ShapeONNX: Solving ONNX's Dynamic Shape Problem
A dual-track shape inference tool that resolves ONNX's dynamic shapes to concrete static values for neural network verification workflows.
Introduction
The Fundamental Problem:
ONNX was designed to answer: “What shape does this tensor have?” (metadata)
But verification tools need: “What values does this shape tensor contain?” (semantics)
The gap is not a bug in ONNX — it’s a different problem domain.
Example:
# Verification tool receives Vision Transformer with:
x = torch.randn(1, 3, 224, 224)
patches = x.reshape(1, 196, 768) # 196 patches = (224/16)^2
- ONNX tracks: “Reshape target is a 1D tensor with 3 elements (metadata:
[3])” - ONNX doesn’t track: “Those 3 elements contain
[1, 196, 768](semantics)” - Result: Reshape output shape becomes
[-1, -1, -1](can’t infer)
Verification needs the second: concrete shape values.
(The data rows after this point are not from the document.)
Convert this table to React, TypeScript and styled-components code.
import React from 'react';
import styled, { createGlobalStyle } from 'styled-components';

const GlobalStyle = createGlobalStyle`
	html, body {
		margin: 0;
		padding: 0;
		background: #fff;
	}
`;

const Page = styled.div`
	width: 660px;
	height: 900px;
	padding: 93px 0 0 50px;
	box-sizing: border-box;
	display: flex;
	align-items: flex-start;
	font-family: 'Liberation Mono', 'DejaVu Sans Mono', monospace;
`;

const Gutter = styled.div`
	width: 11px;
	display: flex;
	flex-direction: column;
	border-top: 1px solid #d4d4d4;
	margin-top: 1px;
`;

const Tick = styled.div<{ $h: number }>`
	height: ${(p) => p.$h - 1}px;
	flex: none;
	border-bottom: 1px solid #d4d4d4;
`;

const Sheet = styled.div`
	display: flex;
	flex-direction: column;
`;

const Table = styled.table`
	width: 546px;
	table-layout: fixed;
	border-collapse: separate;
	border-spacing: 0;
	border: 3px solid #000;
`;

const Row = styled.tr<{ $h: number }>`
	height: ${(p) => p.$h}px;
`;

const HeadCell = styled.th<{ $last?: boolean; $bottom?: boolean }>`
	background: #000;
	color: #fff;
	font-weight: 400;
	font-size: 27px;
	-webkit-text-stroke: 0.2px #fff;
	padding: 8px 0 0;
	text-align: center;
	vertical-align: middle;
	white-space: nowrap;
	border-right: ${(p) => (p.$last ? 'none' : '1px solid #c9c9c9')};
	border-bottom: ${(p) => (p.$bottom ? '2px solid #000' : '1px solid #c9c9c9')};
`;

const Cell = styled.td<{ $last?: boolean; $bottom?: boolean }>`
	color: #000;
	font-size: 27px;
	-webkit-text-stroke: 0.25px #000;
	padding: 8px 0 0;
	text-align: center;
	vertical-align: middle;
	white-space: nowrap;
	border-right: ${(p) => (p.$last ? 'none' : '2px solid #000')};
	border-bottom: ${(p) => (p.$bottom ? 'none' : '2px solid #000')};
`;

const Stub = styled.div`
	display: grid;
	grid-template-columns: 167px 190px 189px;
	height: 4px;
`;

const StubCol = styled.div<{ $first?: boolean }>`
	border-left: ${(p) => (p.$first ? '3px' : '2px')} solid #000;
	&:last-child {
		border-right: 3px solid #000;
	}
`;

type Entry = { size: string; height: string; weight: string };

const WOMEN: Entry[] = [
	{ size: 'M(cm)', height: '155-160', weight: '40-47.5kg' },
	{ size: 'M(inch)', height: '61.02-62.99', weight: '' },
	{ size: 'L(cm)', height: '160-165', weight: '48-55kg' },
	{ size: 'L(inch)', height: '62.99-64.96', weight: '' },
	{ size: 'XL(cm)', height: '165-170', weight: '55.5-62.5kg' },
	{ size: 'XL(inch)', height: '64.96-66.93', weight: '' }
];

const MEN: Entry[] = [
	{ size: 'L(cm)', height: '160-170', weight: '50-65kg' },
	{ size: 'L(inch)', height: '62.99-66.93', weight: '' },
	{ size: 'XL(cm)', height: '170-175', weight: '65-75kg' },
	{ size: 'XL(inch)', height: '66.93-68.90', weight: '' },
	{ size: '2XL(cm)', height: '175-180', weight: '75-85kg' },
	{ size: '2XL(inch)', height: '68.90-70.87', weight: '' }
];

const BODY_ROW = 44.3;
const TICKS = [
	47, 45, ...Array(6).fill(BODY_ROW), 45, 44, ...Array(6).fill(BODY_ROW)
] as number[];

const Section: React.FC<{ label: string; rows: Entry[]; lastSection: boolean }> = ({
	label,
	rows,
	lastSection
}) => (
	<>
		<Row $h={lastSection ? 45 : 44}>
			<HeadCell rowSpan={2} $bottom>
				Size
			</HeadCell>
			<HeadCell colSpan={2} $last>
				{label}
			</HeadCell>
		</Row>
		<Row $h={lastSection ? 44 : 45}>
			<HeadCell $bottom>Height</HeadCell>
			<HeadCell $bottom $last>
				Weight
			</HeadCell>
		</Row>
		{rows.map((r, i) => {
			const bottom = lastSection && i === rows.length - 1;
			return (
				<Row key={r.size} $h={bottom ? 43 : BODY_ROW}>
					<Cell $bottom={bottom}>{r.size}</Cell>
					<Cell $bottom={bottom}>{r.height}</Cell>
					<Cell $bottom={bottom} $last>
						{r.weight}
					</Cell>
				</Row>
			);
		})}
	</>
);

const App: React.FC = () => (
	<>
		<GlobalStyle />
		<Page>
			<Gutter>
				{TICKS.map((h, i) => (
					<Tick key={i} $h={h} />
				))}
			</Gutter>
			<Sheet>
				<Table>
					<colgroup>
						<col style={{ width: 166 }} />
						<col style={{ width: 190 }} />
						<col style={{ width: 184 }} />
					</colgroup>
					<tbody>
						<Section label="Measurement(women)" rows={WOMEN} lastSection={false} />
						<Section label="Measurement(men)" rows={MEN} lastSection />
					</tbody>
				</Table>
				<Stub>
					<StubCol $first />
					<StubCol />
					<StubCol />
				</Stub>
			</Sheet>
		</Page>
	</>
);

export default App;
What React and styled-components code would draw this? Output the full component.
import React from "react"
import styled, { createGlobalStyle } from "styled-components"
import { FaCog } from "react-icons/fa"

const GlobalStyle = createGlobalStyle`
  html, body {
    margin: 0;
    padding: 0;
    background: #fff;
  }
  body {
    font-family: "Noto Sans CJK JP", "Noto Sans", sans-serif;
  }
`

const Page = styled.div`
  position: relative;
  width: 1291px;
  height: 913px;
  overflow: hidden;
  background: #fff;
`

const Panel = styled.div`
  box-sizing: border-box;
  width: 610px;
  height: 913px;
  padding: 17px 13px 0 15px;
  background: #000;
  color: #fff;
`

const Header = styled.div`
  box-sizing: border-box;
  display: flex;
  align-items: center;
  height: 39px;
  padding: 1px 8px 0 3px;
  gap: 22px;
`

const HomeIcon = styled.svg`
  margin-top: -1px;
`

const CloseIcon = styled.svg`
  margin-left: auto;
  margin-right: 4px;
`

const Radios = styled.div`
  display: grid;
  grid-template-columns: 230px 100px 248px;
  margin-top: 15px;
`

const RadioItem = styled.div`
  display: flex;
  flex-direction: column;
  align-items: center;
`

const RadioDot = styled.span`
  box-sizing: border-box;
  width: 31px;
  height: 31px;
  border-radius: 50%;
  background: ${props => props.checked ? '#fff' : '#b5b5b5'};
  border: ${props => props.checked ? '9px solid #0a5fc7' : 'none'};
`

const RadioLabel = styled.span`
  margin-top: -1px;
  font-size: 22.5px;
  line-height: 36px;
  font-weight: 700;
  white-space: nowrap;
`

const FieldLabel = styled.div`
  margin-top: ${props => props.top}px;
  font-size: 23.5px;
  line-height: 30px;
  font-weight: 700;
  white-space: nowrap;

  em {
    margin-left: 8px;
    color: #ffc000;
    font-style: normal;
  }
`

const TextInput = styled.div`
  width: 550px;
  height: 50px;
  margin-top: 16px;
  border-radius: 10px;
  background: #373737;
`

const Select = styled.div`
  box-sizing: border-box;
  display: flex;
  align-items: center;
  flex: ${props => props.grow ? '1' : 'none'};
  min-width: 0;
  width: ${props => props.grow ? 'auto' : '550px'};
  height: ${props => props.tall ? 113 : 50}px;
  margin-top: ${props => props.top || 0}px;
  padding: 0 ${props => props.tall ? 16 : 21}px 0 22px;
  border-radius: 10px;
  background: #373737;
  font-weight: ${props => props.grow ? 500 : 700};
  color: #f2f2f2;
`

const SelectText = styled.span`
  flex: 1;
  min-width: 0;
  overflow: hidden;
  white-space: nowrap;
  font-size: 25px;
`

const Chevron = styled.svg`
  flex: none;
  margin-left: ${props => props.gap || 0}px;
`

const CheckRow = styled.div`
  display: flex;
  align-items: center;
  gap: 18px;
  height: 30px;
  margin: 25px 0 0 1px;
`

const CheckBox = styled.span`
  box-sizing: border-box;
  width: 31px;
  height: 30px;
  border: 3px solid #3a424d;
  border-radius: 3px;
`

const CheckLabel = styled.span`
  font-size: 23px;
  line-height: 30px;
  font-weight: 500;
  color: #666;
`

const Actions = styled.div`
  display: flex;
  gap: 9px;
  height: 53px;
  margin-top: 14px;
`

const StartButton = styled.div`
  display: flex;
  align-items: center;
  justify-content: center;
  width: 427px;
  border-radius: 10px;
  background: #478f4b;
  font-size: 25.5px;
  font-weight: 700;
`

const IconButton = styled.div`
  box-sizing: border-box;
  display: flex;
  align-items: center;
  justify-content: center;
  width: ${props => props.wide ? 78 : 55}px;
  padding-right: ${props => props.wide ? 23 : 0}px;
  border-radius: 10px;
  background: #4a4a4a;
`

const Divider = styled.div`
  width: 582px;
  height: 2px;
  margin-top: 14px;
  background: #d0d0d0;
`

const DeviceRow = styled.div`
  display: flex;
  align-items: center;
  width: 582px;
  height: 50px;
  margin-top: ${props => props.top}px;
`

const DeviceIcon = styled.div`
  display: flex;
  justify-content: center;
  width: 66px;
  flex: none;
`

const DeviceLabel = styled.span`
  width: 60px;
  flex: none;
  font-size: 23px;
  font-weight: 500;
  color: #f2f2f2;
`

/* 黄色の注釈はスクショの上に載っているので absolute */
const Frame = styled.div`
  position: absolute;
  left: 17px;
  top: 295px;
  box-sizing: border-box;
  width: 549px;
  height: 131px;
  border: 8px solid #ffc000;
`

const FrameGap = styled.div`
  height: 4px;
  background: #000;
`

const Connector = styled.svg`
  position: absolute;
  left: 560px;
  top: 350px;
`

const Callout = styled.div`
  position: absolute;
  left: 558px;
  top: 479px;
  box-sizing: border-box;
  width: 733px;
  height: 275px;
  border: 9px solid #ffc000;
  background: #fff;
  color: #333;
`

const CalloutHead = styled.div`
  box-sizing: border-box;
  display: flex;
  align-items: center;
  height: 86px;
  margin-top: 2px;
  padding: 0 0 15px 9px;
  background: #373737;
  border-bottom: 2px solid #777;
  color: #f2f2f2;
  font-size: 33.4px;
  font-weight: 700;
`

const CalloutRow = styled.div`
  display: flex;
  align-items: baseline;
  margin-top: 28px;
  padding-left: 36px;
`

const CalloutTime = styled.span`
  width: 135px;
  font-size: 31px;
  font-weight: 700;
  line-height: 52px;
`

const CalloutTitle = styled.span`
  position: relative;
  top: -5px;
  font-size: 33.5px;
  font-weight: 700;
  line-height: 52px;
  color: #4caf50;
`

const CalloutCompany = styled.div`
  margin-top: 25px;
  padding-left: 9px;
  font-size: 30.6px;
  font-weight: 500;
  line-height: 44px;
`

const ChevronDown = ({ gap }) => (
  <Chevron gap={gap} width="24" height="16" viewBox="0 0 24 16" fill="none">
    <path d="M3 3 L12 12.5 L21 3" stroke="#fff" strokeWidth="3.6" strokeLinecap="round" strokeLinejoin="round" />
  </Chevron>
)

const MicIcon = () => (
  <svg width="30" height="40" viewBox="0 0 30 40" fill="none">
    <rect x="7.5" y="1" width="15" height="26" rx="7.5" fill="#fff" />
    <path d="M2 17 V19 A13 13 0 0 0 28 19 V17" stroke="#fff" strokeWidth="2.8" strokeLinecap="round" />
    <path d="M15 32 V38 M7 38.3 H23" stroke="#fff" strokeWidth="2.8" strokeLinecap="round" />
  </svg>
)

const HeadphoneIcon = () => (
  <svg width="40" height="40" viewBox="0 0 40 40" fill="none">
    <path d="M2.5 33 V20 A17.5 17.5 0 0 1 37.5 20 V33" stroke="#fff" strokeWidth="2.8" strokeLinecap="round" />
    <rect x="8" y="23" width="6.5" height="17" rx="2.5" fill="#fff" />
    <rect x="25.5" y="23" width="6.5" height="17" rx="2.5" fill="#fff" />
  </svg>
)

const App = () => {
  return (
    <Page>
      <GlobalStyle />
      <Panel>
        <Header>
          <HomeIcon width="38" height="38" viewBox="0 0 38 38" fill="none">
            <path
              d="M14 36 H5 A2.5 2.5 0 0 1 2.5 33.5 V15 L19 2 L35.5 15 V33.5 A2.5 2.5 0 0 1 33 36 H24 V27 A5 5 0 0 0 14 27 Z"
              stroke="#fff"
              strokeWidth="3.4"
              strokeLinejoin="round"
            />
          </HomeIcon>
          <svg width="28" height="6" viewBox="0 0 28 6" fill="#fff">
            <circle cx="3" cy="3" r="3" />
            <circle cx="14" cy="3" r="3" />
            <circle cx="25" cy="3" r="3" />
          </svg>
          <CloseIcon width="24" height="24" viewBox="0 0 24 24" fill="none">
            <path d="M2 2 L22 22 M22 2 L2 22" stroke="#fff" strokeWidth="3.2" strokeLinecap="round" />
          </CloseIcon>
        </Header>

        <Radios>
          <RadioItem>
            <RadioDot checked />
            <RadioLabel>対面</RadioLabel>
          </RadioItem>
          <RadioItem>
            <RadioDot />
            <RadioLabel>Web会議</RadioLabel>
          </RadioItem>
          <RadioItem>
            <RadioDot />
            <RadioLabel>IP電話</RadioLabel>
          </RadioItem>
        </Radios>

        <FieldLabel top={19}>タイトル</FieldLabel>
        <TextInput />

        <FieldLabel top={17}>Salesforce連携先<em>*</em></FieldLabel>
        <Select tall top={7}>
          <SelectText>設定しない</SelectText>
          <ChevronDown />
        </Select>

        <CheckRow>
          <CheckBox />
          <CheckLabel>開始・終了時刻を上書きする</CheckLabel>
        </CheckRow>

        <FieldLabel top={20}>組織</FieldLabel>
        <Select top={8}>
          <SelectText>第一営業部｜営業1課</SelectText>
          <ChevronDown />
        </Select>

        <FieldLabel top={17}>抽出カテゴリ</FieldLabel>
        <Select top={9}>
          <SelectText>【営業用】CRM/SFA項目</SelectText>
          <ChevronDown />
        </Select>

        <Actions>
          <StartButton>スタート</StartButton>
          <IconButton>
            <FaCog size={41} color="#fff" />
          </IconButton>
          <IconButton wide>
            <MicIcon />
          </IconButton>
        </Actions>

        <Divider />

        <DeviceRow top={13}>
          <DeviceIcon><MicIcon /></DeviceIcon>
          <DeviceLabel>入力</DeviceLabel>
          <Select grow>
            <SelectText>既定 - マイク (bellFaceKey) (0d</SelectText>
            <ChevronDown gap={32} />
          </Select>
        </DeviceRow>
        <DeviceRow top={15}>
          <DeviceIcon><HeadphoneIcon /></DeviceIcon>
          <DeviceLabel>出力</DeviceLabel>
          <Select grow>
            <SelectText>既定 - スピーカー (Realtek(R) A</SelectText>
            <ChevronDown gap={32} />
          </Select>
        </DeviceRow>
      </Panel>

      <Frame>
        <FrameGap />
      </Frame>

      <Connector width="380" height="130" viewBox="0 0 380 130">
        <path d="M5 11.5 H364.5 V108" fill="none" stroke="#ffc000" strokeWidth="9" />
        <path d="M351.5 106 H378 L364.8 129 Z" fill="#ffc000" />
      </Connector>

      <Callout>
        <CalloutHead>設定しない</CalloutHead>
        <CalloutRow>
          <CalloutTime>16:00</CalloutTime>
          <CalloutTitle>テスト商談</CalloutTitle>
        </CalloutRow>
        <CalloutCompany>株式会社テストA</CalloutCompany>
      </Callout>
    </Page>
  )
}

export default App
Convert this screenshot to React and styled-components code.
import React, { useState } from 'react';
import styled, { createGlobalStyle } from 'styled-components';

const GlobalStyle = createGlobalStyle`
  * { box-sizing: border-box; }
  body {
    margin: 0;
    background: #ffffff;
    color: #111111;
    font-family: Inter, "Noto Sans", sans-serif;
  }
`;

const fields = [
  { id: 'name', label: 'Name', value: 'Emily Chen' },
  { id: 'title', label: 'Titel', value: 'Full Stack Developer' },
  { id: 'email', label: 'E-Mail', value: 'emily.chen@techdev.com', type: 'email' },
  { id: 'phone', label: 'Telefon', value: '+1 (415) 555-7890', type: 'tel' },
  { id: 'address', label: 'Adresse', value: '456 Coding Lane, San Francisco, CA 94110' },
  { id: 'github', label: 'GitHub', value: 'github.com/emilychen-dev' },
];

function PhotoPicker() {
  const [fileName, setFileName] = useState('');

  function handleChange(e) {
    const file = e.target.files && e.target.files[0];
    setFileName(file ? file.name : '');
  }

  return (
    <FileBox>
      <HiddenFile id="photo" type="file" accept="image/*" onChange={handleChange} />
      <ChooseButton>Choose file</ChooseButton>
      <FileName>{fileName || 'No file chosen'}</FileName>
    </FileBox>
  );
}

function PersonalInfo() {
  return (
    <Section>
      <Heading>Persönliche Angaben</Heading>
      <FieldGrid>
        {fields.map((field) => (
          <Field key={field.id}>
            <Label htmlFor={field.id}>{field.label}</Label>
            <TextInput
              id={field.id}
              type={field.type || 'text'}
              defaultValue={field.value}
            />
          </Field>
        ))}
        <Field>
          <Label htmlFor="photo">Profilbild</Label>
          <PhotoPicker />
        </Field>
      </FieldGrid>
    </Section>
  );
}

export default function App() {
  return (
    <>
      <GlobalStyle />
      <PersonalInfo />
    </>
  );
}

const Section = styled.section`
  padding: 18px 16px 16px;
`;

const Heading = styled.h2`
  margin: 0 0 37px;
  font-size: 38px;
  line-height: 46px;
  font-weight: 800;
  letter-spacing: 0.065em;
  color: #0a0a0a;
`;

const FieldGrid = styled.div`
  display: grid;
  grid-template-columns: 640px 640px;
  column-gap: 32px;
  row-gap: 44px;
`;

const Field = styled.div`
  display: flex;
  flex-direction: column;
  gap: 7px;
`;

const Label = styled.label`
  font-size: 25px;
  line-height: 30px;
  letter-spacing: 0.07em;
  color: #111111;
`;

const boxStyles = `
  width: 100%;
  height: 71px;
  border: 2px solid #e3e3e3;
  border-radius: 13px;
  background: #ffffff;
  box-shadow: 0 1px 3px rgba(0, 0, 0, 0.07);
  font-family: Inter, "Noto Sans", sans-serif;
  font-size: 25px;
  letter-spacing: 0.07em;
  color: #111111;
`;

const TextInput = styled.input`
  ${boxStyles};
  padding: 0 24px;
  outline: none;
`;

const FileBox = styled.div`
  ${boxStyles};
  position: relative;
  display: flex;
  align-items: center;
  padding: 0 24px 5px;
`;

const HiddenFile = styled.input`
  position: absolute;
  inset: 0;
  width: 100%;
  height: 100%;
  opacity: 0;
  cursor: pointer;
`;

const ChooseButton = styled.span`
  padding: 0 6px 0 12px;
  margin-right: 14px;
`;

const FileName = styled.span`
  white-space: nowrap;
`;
Solution: Dual-track representation. Ask two questions separately:
data_shapes["x"]: “What shape?” →[1, 196, 768](metadata)explicit_shapes["shape_tensor"]: “What values?” →[1, 196, 768](semantics)
Result: 136 VNN-COMP 2024 models verified with static shapes, ~70ms average per model.
Part 1: The Dual-Track Representation
Core idea: Two dictionaries instead of one.
# Traditional ONNX: only data_shapes
shapes = {
"input": [1, 48, 2, 2],
"shape_output": [4], # "This is a 1D tensor"
"reshape_output": [-1, -1], # "Dynamic, don't know"
}
# ShapeONNX: data_shapes + explicit_shapes
data_shapes = {
"input": [1, 48, 2, 2],
"shape_output": [4],
"reshape_output": [2, 2]
}
explicit_shapes = {
"shape_output": [1, 48, 2, 2], # "Contains these values"
"gather_output": [2, 2] # "Sliced to these values"
}
Decision Table - When to use which dictionary:
| Operator | Input (data/explicit) | Output (data/explicit) | Logic |
|---|---|---|---|
| Shape | data only | (None, data) | Extract dimension values |
| Gather on shapes | explicit | (None, sliced) | Slice shape values |
| Slice on shapes | explicit | (None, sliced) | Slice shape values |
| Concat shapes | explicit | (None, concatenated) | Concatenate values |
| ConstantOfShape | explicit | (explicit, None) | Output shape = input values |
| Reshape | data + explicit | (output, None) | Target shape from explicit |
Retrieval pattern (used by all operators):
def get_shape(name, data_shapes, explicit_shapes):
# Priority: explicit values first (for shape tensors)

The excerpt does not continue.